__Problem statement__:
Can you print the data exactly and leave out each image?

__Collected material__:
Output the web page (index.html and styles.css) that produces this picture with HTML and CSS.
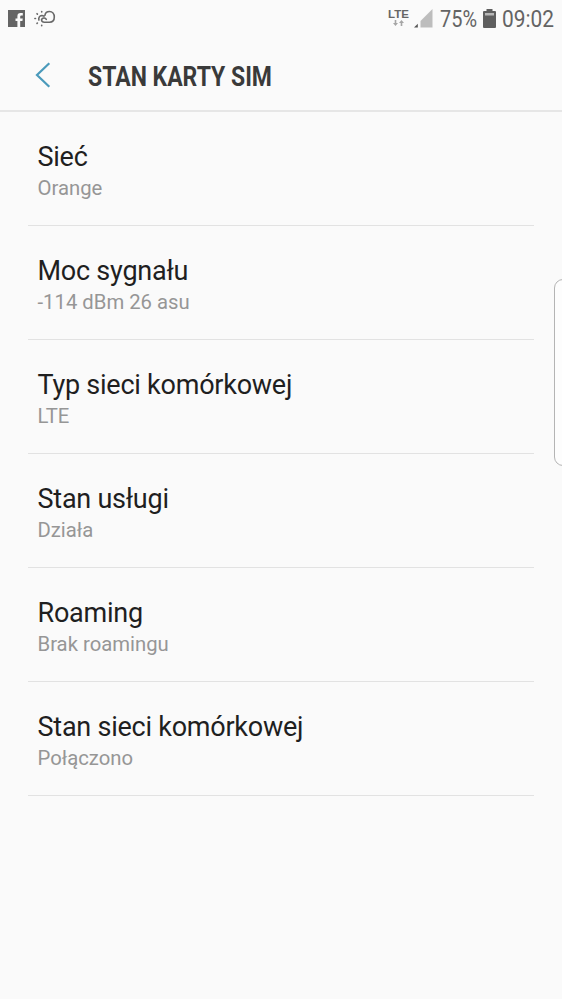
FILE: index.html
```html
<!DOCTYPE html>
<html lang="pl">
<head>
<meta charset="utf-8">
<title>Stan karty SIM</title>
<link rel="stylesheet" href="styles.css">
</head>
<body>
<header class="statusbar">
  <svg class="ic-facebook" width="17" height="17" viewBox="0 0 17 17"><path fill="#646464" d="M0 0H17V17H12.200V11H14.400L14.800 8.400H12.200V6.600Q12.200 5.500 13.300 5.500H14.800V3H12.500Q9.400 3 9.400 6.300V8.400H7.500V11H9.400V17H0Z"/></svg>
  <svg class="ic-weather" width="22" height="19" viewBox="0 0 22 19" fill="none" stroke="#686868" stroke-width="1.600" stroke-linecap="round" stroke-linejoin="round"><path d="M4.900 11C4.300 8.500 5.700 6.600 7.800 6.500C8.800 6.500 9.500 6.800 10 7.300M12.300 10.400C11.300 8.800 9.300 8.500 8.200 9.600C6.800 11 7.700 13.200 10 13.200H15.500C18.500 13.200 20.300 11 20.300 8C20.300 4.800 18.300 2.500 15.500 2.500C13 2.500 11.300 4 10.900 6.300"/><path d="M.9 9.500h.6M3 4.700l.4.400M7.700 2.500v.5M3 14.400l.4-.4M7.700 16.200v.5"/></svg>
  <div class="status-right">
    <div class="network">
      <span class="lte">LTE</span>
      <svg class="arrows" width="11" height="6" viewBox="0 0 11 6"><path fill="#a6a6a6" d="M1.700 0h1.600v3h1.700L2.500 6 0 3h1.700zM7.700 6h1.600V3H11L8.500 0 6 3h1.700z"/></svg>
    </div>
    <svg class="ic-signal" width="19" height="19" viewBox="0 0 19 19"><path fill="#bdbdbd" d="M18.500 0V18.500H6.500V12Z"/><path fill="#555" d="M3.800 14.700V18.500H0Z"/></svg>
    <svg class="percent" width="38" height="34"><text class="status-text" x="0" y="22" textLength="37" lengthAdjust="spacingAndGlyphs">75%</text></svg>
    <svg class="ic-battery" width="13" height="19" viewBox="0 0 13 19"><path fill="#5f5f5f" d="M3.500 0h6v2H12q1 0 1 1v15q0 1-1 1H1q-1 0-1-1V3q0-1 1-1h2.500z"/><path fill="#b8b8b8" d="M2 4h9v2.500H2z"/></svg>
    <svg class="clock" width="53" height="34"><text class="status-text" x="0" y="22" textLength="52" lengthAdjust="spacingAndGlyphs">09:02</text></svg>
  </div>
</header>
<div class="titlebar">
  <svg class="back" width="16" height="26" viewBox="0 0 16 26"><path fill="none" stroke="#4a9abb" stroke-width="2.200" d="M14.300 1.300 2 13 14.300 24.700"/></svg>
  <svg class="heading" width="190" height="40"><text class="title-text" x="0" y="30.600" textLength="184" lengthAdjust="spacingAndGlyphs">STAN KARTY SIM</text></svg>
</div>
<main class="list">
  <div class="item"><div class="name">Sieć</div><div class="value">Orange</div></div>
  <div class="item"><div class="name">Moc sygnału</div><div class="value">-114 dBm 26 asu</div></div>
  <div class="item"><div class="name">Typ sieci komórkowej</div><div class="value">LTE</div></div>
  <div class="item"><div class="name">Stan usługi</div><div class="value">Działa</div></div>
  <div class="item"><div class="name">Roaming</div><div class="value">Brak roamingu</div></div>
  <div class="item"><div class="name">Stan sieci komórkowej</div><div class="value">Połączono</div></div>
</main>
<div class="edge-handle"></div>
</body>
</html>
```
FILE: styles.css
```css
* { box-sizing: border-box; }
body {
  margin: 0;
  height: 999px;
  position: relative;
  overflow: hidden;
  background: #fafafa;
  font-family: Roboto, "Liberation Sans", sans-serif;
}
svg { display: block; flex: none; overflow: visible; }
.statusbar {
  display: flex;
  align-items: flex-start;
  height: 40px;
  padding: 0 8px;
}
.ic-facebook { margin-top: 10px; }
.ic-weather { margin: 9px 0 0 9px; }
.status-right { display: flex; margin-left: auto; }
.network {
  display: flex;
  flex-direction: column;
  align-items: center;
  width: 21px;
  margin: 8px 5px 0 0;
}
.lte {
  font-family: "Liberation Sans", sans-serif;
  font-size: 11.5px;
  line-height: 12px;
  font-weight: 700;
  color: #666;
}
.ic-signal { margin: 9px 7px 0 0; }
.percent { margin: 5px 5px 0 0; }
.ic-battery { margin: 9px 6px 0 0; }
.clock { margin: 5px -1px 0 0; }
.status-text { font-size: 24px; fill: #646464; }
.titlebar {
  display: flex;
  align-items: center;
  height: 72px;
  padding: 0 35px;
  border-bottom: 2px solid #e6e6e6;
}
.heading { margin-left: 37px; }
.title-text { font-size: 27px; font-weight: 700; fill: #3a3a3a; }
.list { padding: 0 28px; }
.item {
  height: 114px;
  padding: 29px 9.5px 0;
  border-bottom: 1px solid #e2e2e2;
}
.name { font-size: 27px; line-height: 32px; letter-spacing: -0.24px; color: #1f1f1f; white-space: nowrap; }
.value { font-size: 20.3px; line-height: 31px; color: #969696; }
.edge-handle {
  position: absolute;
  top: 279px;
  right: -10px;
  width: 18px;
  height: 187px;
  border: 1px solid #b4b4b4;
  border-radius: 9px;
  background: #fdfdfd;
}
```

__Task answer__:
Output the web page (index.html and styles.css) that produces this picture with HTML and CSS.
FILE: index.html
```html
<!DOCTYPE html>
<html lang="pl">
<head>
<meta charset="utf-8">
<title>Stan karty SIM</title>
<link rel="stylesheet" href="styles.css">
</head>
<body>
<header class="statusbar">
  <svg class="ic-facebook" width="17" height="17" viewBox="0 0 17 17"><path fill="#646464" d="M0 0H17V17H12.200V11H14.400L14.800 8.400H12.200V6.600Q12.200 5.500 13.300 5.500H14.800V3H12.500Q9.400 3 9.400 6.300V8.400H7.500V11H9.400V17H0Z"/></svg>
  <svg class="ic-weather" width="22" height="19" viewBox="0 0 22 19" fill="none" stroke="#686868" stroke-width="1.600" stroke-linecap="round" stroke-linejoin="round"><path d="M4.900 11C4.300 8.500 5.700 6.600 7.800 6.500C8.800 6.500 9.500 6.800 10 7.300M12.300 10.400C11.300 8.800 9.300 8.500 8.200 9.600C6.800 11 7.700 13.200 10 13.200H15.500C18.500 13.200 20.300 11 20.300 8C20.300 4.800 18.300 2.500 15.500 2.500C13 2.500 11.300 4 10.900 6.300"/><path d="M.9 9.500h.6M3 4.700l.4.400M7.700 2.500v.5M3 14.400l.4-.4M7.700 16.200v.5"/></svg>
  <div class="status-right">
    <div class="network">
      <span class="lte">LTE</span>
      <svg class="arrows" width="11" height="6" viewBox="0 0 11 6"><path fill="#a6a6a6" d="M1.700 0h1.600v3h1.700L2.500 6 0 3h1.700zM7.700 6h1.600V3H11L8.500 0 6 3h1.700z"/></svg>
    </div>
    <svg class="ic-signal" width="19" height="19" viewBox="0 0 19 19"><path fill="#bdbdbd" d="M18.500 0V18.500H6.500V12Z"/><path fill="#555" d="M3.800 14.700V18.500H0Z"/></svg>
    <svg class="percent" width="38" height="34"><text class="status-text" x="0" y="22" textLength="37" lengthAdjust="spacingAndGlyphs">75%</text></svg>
    <svg class="ic-battery" width="13" height="19" viewBox="0 0 13 19"><path fill="#5f5f5f" d="M3.500 0h6v2H12q1 0 1 1v15q0 1-1 1H1q-1 0-1-1V3q0-1 1-1h2.500z"/><path fill="#b8b8b8" d="M2 4h9v2.500H2z"/></svg>
    <svg class="clock" width="53" height="34"><text class="status-text" x="0" y="22" textLength="52" lengthAdjust="spacingAndGlyphs">09:02</text></svg>
  </div>
</header>
<div class="titlebar">
  <svg class="back" width="16" height="26" viewBox="0 0 16 26"><path fill="none" stroke="#4a9abb" stroke-width="2.200" d="M14.300 1.300 2 13 14.300 24.700"/></svg>
  <svg class="heading" width="190" height="40"><text class="title-text" x="0" y="30.600" textLength="184" lengthAdjust="spacingAndGlyphs">STAN KARTY SIM</text></svg>
</div>
<main class="list">
  <div class="item"><div class="name">Sieć</div><div class="value">Orange</div></div>
  <div class="item"><div class="name">Moc sygnału</div><div class="value">-114 dBm 26 asu</div></div>
  <div class="item"><div class="name">Typ sieci komórkowej</div><div class="value">LTE</div></div>
  <div class="item"><div class="name">Stan usługi</div><div class="value">Działa</div></div>
  <div class="item"><div class="name">Roaming</div><div class="value">Brak roamingu</div></div>
  <div class="item"><div class="name">Stan sieci komórkowej</div><div class="value">Połączono</div></div>
</main>
<div class="edge-handle"></div>
</body>
</html>
```
FILE: styles.css
```css
* { box-sizing: border-box; }
body {
  margin: 0;
  height: 999px;
  position: relative;
  overflow: hidden;
  background: #fafafa;
  font-family: Roboto, "Liberation Sans", sans-serif;
}
svg { display: block; flex: none; overflow: visible; }
.statusbar {
  display: flex;
  align-items: flex-start;
  height: 40px;
  padding: 0 8px;
}
.ic-facebook { margin-top: 10px; }
.ic-weather { margin: 9px 0 0 9px; }
.status-right { display: flex; margin-left: auto; }
.network {
  display: flex;
  flex-direction: column;
  align-items: center;
  width: 21px;
  margin: 8px 5px 0 0;
}
.lte {
  font-family: "Liberation Sans", sans-serif;
  font-size: 11.5px;
  line-height: 12px;
  font-weight: 700;
  color: #666;
}
.ic-signal { margin: 9px 7px 0 0; }
.percent { margin: 5px 5px 0 0; }
.ic-battery { margin: 9px 6px 0 0; }
.clock { margin: 5px -1px 0 0; }
.status-text { font-size: 24px; fill: #646464; }
.titlebar {
  display: flex;
  align-items: center;
  height: 72px;
  padding: 0 35px;
  border-bottom: 2px solid #e6e6e6;
}
.heading { margin-left: 37px; }
.title-text { font-size: 27px; font-weight: 700; fill: #3a3a3a; }
.list { padding: 0 28px; }
.item {
  height: 114px;
  padding: 29px 9.5px 0;
  border-bottom: 1px solid #e2e2e2;
}
.name { font-size: 27px; line-height: 32px; letter-spacing: -0.24px; color: #1f1f1f; white-space: nowrap; }
.value { font-size: 20.3px; line-height: 31px; color: #969696; }
.edge-handle {
  position: absolute;
  top: 279px;
  right: -10px;
  width: 18px;
  height: 187px;
  border: 1px solid #b4b4b4;
  border-radius: 9px;
  background: #fdfdfd;
}
```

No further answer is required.